Though the size of the shelter may have given the men a leg up, stretching emergency supplies that were intended to last just 48 to 96 hours is a feat credited entirely to the resourcefulness of the miners. In addition to rationing their food supply, they fashioned a makeshift water canal by digging for groundwater and siphoning off additional water from the radiators of the machinery. (See the top 10 miraculous rescues.)
Another issue is an unpleasant one. Given the size of the structure, the men are most likely able to keep a distance from the area they chose to use as a makeshift restroom. Still, with the number of men trapped, the risk of a disease like dysentery is significant. Luckily, now that the miners have outside contact, medicine and sanitation materials can be sent into the mine to mitigate some of the concern. So far, only one man has reported having stomach problems.
But while food, water and air are the immediate concerns, the weeks spent buried and unsure of rescue undoubtedly cause mental stress. Yet the miners appear to be in good spirits. On Aug. 23 they sang the Chilean national anthem as rescuers sent down oxygen capsules, glucose and rehydration tablets meant to restore their digestive systems.
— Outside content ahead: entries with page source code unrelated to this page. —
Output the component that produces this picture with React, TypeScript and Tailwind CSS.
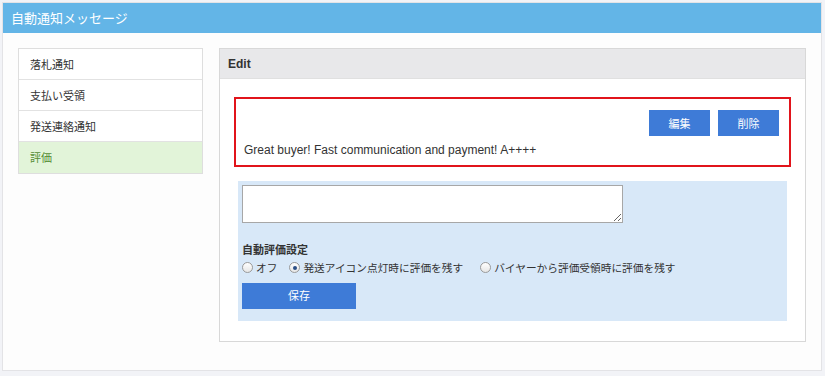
const jp = "font-['Noto_Sans_CJK_JP','Liberation_Sans',sans-serif]";

const menu = ['落札通知', '支払い受領', '発送連絡通知', '評価'];

function Radio({ checked, label }: { checked?: boolean; label: string }) {
  return (
    <label className="flex items-center gap-[3px]">
      <span className="flex size-[11px] items-center justify-center rounded-full border border-[#9a9a9a] bg-gradient-to-b from-white to-[#e6e6e6]">
        {checked && <span className="size-[4px] rounded-full bg-[#2b4f86]" />}
      </span>
      <span>{label}</span>
    </label>
  );
}

export default function App() {
  return (
    <div className={`h-[376px] w-[825px] bg-[#f2f3f7] pl-[2px] pt-[2px] ${jp}`}>
      <div className="h-[369px] w-[820px] border border-[#e3e3e6] bg-[#fdfdfd]">
        <div className="flex h-[30px] items-center bg-[#63b5e7] pl-[8px] text-[13px] text-white">
          自動通知メッセージ
        </div>
        <div className="flex gap-[16px] px-[15px] pt-[15px]">
          <ul className="w-[186px] self-start border border-[#dedede] bg-white">
            {menu.map((m, i) => (
              <li
                key={m}
                className={`flex h-[31px] items-center pl-[11px] text-[11px] ${
                  i < menu.length - 1 ? 'border-b border-[#e2e2e2]' : ''
                } ${i === 3 ? 'bg-[#e2f4d9] text-[#558d35]' : 'text-[#333]'}`}
              >
                {m}
              </li>
            ))}
          </ul>
          <div className="h-[294px] w-[588px] border border-[#d8d8d8] bg-white">
            <div className="flex h-[30px] items-center border-b border-[#e0e0e0] bg-[#e8e8ea] pl-[8px] font-['Liberation_Sans',sans-serif] text-[12px] font-bold text-[#333]">
              Edit
            </div>
            <div className="px-[14px] pt-[18px]">
              <div className="h-[70px] w-[557px] border-2 border-[#e1141b] pl-[8px] pr-[10px] pt-[11px]">
                <div className="flex justify-end gap-[8px]">
                  <button className="h-[26px] w-[61px] bg-[#3e7bd7] text-[11px] text-white">編集</button>
                  <button className="h-[26px] w-[61px] bg-[#3e7bd7] text-[11px] text-white">削除</button>
                </div>
                <p className="mt-[5px] font-['Liberation_Sans',sans-serif] text-[12px] text-[#333]">
                  Great buyer! Fast communication and payment! A++++
                </p>
              </div>
              <div className="ml-[4px] mt-[14px] h-[140px] w-[549px] bg-[#d8e8f8] p-[4px]">
                <textarea className="block h-[38px] w-[381px] border border-[#a7a7a7] bg-white" />
                <div className="mt-[18px] text-[11px] font-bold text-[#333]">自動評価設定</div>
                <div className="mt-[2px] flex items-center text-[10.7px] text-[#333]">
                  <Radio label="オフ" />
                  <span className="w-[12px]" />
                  <Radio checked label="発送アイコン点灯時に評価を残す" />
                  <span className="w-[17px]" />
                  <Radio label="バイヤーから評価受領時に評価を残す" />
                </div>
                <button className="mt-[7px] h-[26px] w-[114px] bg-[#3e7bd7] text-[11px] text-white">保存</button>
              </div>
            </div>
          </div>
        </div>
      </div>
    </div>
  );
}
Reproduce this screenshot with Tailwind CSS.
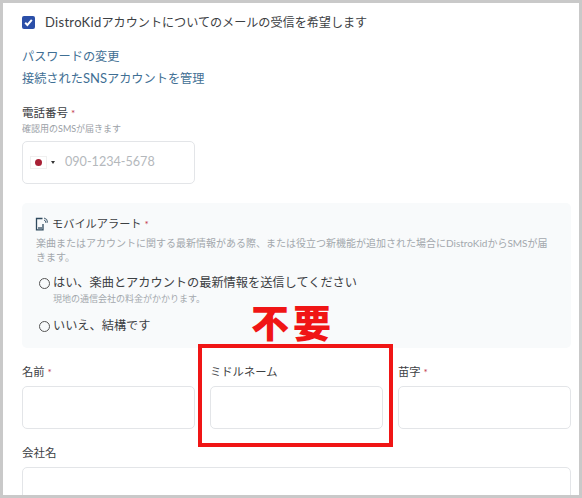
<!DOCTYPE html>
<html lang="ja">
  <head>
    <meta charset="UTF-8" />
    <meta name="viewport" content="width=device-width, initial-scale=1.0" />
    <title>Account settings</title>
    <script src="https://cdn.jsdelivr.net/npm/@tailwindcss/browser@4"></script>
  </head>
  <body class="bg-white">
    <div class="relative w-[582px] h-[498px] overflow-hidden border-[3px] border-[#c9c9c9] bg-white text-[#3c4043] font-['Lato','Noto_Sans_CJK_JP',sans-serif]">
      <div class="pl-[19px] pr-[8px] pt-[13px]">
        <!-- mail opt in -->
        <div class="flex items-center h-[13px] gap-[10px]">
          <div class="flex items-center justify-center w-[13px] h-[13px] rounded-[2px] bg-[#2b4fa8]">
            <svg width="11" height="11" viewBox="0 0 11 11" fill="none">
              <path d="M2.2 5.8 L4.4 8 L8.8 2.8" stroke="white" stroke-width="2" />
            </svg>
          </div>
          <p class="text-[12.1px] leading-[13px] whitespace-nowrap"><span class="text-[13px] tracking-[0.3px]">DistroKid</span>アカウントについてのメールの受信を希望します</p>
        </div>

        <a class="block mt-[19px] text-[12.2px] leading-[18px] text-[#3f6f94]">パスワードの変更</a>
        <a class="block mt-[3px] text-[12.2px] leading-[18px] text-[#3f6f94]">接続された<span class="text-[13px]">SNS</span>アカウントを管理</a>

        <!-- phone -->
        <p class="mt-[16px] text-[11.5px] leading-[18px]">電話番号 <span class="text-[10px] text-[#c0354a]">*</span></p>
        <p class="text-[9px] leading-[14px] text-[#9aa0a6]">確認用のSMSが届きます</p>
        <div class="flex items-center mt-[5px] w-[173px] h-[43px] pl-[7px] rounded-[5px] border border-[#e3e5e8]">
          <div class="flex items-center justify-center w-[17px] h-[13px] bg-white border border-[#f0f0f0]">
            <div class="w-[7px] h-[7px] rounded-full bg-[#a82035]"></div>
          </div>
          <div class="ml-[4px] w-0 h-0 border-x-[2.5px] border-x-transparent border-t-[3px] border-t-[#333]"></div>
          <span class="ml-[10px] text-[12.6px] text-[#b4b8bc]">090-1234-5678</span>
        </div>

        <!-- mobile alert panel -->
        <div class="mt-[19px] h-[145px] w-[549px] rounded-[5px] bg-[#f8fafb] pl-[14px] pt-[13px]">
          <div class="flex items-center h-[16px]">
            <svg class="-ml-[1px]" width="13" height="14" viewBox="0 0 13 14" fill="none">
              <path d="M7.5 1.5 H1.5 V12.8 H8 V7" stroke="#2f4a5e" stroke-width="1.3" />
              <path d="M3 11 H7" stroke="#2f4a5e" stroke-width="1.3" />
              <path d="M9 3 Q11 3.5 11 6 M9 1 Q12.6 1.6 12.6 5.6" stroke="#2f4a5e" stroke-width="0.9" />
            </svg>
            <p class="ml-[4px] text-[11.2px] leading-[16px]">モバイルアラート <span class="text-[10px] text-[#c0354a]">*</span></p>
          </div>
          <p class="mt-[5px] w-[516px] text-[10px] leading-[13.5px] text-[#a3a8ad]">楽曲またはアカウントに関する最新情報がある際、または役立つ新機能が追加された場合にDistroKidからSMSが届きます。</p>

          <div class="flex items-center mt-[10px] ml-[3px] h-[18px]">
            <div class="w-[11px] h-[11px] rounded-full border border-[#555]"></div>
            <p class="ml-[3px] text-[12.2px] leading-[18px] whitespace-nowrap">はい、楽曲とアカウントの最新情報を送信してください</p>
          </div>
          <p class="ml-[17px] text-[9px] leading-[14px] text-[#a3a8ad]">現地の通信会社の料金がかかります。</p>
          <div class="flex items-center mt-[11px] ml-[3px] h-[18px]">
            <div class="w-[11px] h-[11px] rounded-full border border-[#555]"></div>
            <p class="ml-[3px] text-[12.2px] leading-[18px] whitespace-nowrap">いいえ、結構です</p>
          </div>
        </div>

        <!-- name fields -->
        <div class="grid grid-cols-3 gap-x-[15px] w-[549px] mt-[15px]">
          <div>
            <p class="text-[11.3px] leading-[18px]">名前 <span class="text-[10px] text-[#c0354a]">*</span></p>
            <div class="mt-[5px] h-[43px] rounded-[5px] border border-[#e3e5e8]"></div>
          </div>
          <div>
            <p class="text-[11.3px] leading-[18px]">ミドルネーム</p>
            <div class="mt-[5px] h-[43px] rounded-[5px] border border-[#e3e5e8]"></div>
          </div>
          <div>
            <p class="text-[11.3px] leading-[18px]">苗字 <span class="text-[10px] text-[#c0354a]">*</span></p>
            <div class="mt-[5px] h-[43px] rounded-[5px] border border-[#e3e5e8]"></div>
          </div>
        </div>

        <p class="mt-[15px] text-[11.5px] leading-[18px]">会社名</p>
        <div class="mt-[5px] w-[549px] h-[44px] rounded-[5px] border border-[#e3e5e8]"></div>
      </div>

      <!-- annotation over the form -->
      <p class="absolute left-[248px] top-[297px] text-[38px] leading-[44px] tracking-[4px] font-black text-[#f01515] whitespace-nowrap">不要</p>
      <div class="absolute left-[195px] top-[341px] w-[195px] h-[103px] border-[4px] border-[#f01515]"></div>
    </div>
  </body>
</html>
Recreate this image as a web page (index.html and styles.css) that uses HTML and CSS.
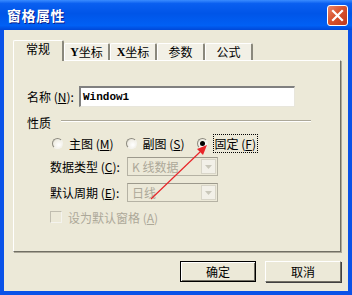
FILE: index.html
```html
<!DOCTYPE html>
<html lang="zh-CN">
<head>
  <meta charset="UTF-8">
  <title>窗格属性</title>
  <link rel="stylesheet" href="styles.css">
</head>
<body>
<div class="window">
  <div class="titlebar">
    <span class="title">窗格属性</span>
    <button class="close-btn">
      <svg width="13" height="13" viewBox="0 0 13 13"><path d="M2 2 L11 11 M11 2 L2 11" stroke="#fff" stroke-width="2.2" stroke-linecap="square"/></svg>
    </button>
  </div>
  <div class="client">
    <div class="tabs">
      <div class="tab active">常规</div>
      <div class="tab w46"><span class="latin">Y</span>坐标</div>
      <div class="tab w47"><span class="latin">X</span>坐标</div>
      <div class="tab w48">参数</div>
      <div class="tab w48">公式</div>
    </div>
    <div class="panel">
      <div class="name-row">
        <span class="label">名称 (<u>N</u>):</span>
        <div class="textbox">Window1</div>
      </div>
      <div class="group-head">
        <span>性质</span>
        <div class="group-line"></div>
      </div>
      <div class="radio-row">
        <div class="radio-item"><span class="radio"></span>主图 (<u>M</u>)</div>
        <div class="radio-item"><span class="radio"></span>副图 (<u>S</u>)</div>
        <div class="radio-item"><span class="radio checked"></span><span class="focus">固定 (<u>F</u>)</span></div>
      </div>
      <div class="field-row">
        <span class="field-label">数据类型 (<u>C</u>):</span>
        <div class="combo"><span class="combo-text">K 线数据</span><span class="combo-btn"><svg width="7" height="4" viewBox="0 0 7 4"><path d="M0 0 H7 L3.5 4 Z" fill="#C9C7BA"/></svg></span></div>
      </div>
      <div class="field-row second">
        <span class="field-label">默认周期 (<u>E</u>):</span>
        <div class="combo"><span class="combo-text">日线</span><span class="combo-btn"><svg width="7" height="4" viewBox="0 0 7 4"><path d="M0 0 H7 L3.5 4 Z" fill="#C9C7BA"/></svg></span></div>
      </div>
      <div class="check-row">
        <span class="checkbox"></span>设为默认窗格 (<u>A</u>)
      </div>
    </div>
    <div class="buttons">
      <button class="btn default">确定</button>
      <button class="btn">取消</button>
    </div>
  </div>
  <svg class="annot" width="352" height="295" viewBox="0 0 352 295">
    <line x1="151" y1="199" x2="200" y2="152" stroke="#E8262A" stroke-width="1.2"/>
    <path d="M207 145 L197 149 L203 155 Z" fill="#E8262A"/>
  </svg>
</div>
</body>
</html>
```

FILE: styles.css
```css
body {
  margin: 0;
  padding: 0;
  font-family: "Noto Sans CJK SC", "Liberation Sans", sans-serif;
  font-size: 12px;
  background: #ffffff;
}
.window {
  position: relative;
  width: 352px;
  height: 295px;
  box-sizing: border-box;
  background: #0A52E8;
  display: flex;
  flex-direction: column;
  padding: 0 4px 4px 4px;
}
.titlebar {
  height: 30px;
  margin: 0 -4px;
  padding: 0 4px 0 7px;
  display: flex;
  align-items: center;
  justify-content: space-between;
  background: linear-gradient(to bottom, #3A8CFF 0%, #0A5FF0 12%, #0055E8 45%, #0060F5 85%, #0048D8 100%);
}
.title {
  color: #ffffff;
  font-weight: bold;
  font-size: 14px;
  letter-spacing: 0.5px;
  text-shadow: 1px 1px 0 #0A1E8C;
}
.close-btn {
  width: 21px;
  height: 21px;
  margin-right: 0;
  padding: 0;
  border: 1px solid #ffffff;
  border-radius: 3px;
  background: linear-gradient(to bottom right, #E9856A 0%, #D8532E 45%, #C0391B 100%);
  display: flex;
  align-items: center;
  justify-content: center;
}
.client {
  flex: 1;
  background: #ECE9D8;
  padding: 11px 0 0 9px;
}
.tabs {
  display: flex;
  align-items: flex-end;
  height: 20px;
  margin-bottom: -1px;
  position: relative;
  z-index: 1;
}
.tab {
  height: 17px;
  margin-bottom: 1px;
  box-sizing: border-box;
  border-top: 1px solid #ffffff;
  border-left: 1px solid #ffffff;
  border-right: 2px solid #8A887C;
  border-radius: 2px 2px 0 0;
  background: #F2F0E6;
  display: flex;
  align-items: center;
  justify-content: center;
  color: #000000;
  line-height: 14px;
}
.tab.active {
  width: 51px;
  height: 21px;
  margin-bottom: 0;
  background: #ECE9D8;
  align-items: flex-start;
  padding-top: 1px;
}
.w46 { width: 46px; }
.w47 { width: 47px; }
.w48 { width: 48px; }
.latin {
  font-family: "Liberation Serif", serif;
  font-weight: bold;
  font-size: 12px;
}
.panel {
  width: 328px;
  height: 192px;
  box-sizing: border-box;
  border-top: 1px solid #ffffff;
  border-left: 1px solid #ffffff;
  border-right: 1px solid #716F64;
  border-bottom: 1px solid #716F64;
  box-shadow: 1px 1px 0 #ACA899;
  padding: 24px 0 0 13px;
}
.name-row {
  display: flex;
  align-items: center;
  height: 22px;
}
.label {
  width: 52px;
}
.textbox {
  width: 216px;
  height: 21px;
  box-sizing: border-box;
  border-top: 2px solid #808080;
  border-left: 2px solid #808080;
  border-right: 1px solid #E8E6DC;
  border-bottom: 1px solid #E8E6DC;
  background: #ffffff;
  font-family: "Liberation Mono", monospace;
  font-size: 11px;
  font-weight: bold;
  padding-left: 2px;
  line-height: 18px;
}
.group-head {
  display: flex;
  align-items: center;
  margin-top: 8px;
  height: 14px;
}
.group-line {
  width: 250px;
  margin-left: 10px;
  border-top: 1px solid #ACA899;
  border-bottom: 1px solid #ffffff;
  margin-top: -2px;
}
.radio-row {
  display: flex;
  align-items: center;
  height: 16px;
  margin-top: 6px;
  padding-left: 25px;
}
.radio-item {
  display: flex;
  align-items: center;
  margin-right: 12px;
}
.radio {
  width: 11px;
  height: 11px;
  border-radius: 50%;
  box-sizing: border-box;
  border: 1px solid;
  border-color: #8D8B80 #F4F3EE #F4F3EE #8D8B80;
  background: radial-gradient(circle at 65% 65%, #ffffff 0%, #F1EFE6 60%, #D6D3C6 100%);
  margin-right: 6px;
  position: relative;
}
.radio.checked::after {
  content: "";
  position: absolute;
  left: 2px;
  top: 2px;
  width: 5px;
  height: 5px;
  border-radius: 50%;
  background: #000000;
}
.focus {
  outline: 1px dotted #000000;
  padding: 0 1px;
}
.field-row {
  display: flex;
  align-items: center;
  height: 19px;
  margin-top: 6px;
  padding-left: 23px;
}
.field-row.second {
  margin-top: 7px;
}
.field-label {
  width: 77px;
}
.combo {
  width: 91px;
  height: 19px;
  box-sizing: border-box;
  border: 1px solid #B5B2A4;
  border-top-color: #9C998C;
  background: #ECE9D8;
  display: flex;
  align-items: center;
  justify-content: space-between;
  padding: 0 1px 0 4px;
}
.combo-text {
  color: #ACA899;
}
.combo-btn {
  width: 15px;
  height: 15px;
  box-sizing: border-box;
  border: 1px solid #D8D5C8;
  background: #F2F0E8;
  display: flex;
  align-items: center;
  justify-content: center;
}
.check-row {
  display: flex;
  align-items: center;
  height: 14px;
  margin-top: 8px;
  padding-left: 23px;
  color: #ACA899;
}
.checkbox {
  width: 12px;
  height: 12px;
  box-sizing: border-box;
  border: 1px solid #C9C7BA;
  border-color: #C0BDAF #F4F3EE #F4F3EE #C0BDAF;
  background: #ECE9D8;
  margin-right: 6px;
}
.buttons {
  display: flex;
  justify-content: flex-end;
  gap: 9px;
  width: 328px;
  margin-top: 9px;
}
.btn {
  width: 76px;
  height: 21px;
  padding: 0;
  font-family: "Noto Sans CJK SC", sans-serif;
  font-size: 12px;
  color: #000000;
  background: #ECE9D8;
  border: 1px solid;
  border-color: #ffffff #716F64 #716F64 #ffffff;
  box-shadow: 1px 1px 0 #404040;
}
.btn.default {
  border: 1px solid #000000;
  box-shadow: inset 1px 1px 0 #ffffff, inset -1px -1px 0 #716F64;
}
.annot {
  position: absolute;
  left: 0;
  top: 0;
  pointer-events: none;
}
```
And though the miners have not yet been told it could take as long as four months to bring them to the surface, Chilean President Sebastián Piñera asserts, "They'll come out thin and dirty but whole and strong." But there's no denying that a near-death experience can take a toll, according to Joe Sbaffoni, director of the Pennsylvania Bureau of Mine Safety, who helped secure the 2002 rescue of nine miners who were buried for 78 hours in the Quecreek mine. "There's no question they probably all felt they were going to die," he said. Of the nine Quecreek miners, three returned to work at the mine. Two work above ground. Only one man, Randall Fogle, went back to work underground. He is now the mine foreman. "That situation it changes you," Sbaffoni says.
Now that the miners have been found alive, rescuers have the precarious task of digging them out through solid rock in shaky ground that has already proved vulnerable to collapse. Though the impulse would be to drill down speedily through the rock to reach the men as quickly as possible, doing so could result in the roof collapsing further on the trapped miners. "It's going to have to be done with patience and with prudence," McAteer says. If the rescue goes as hoped and the men are able to reach the surface, they could be home just in time for Christmas. But as McAteer cautions, "We're not home yet." He adds, "And it won't happen without a call to the spiritual leader of us all."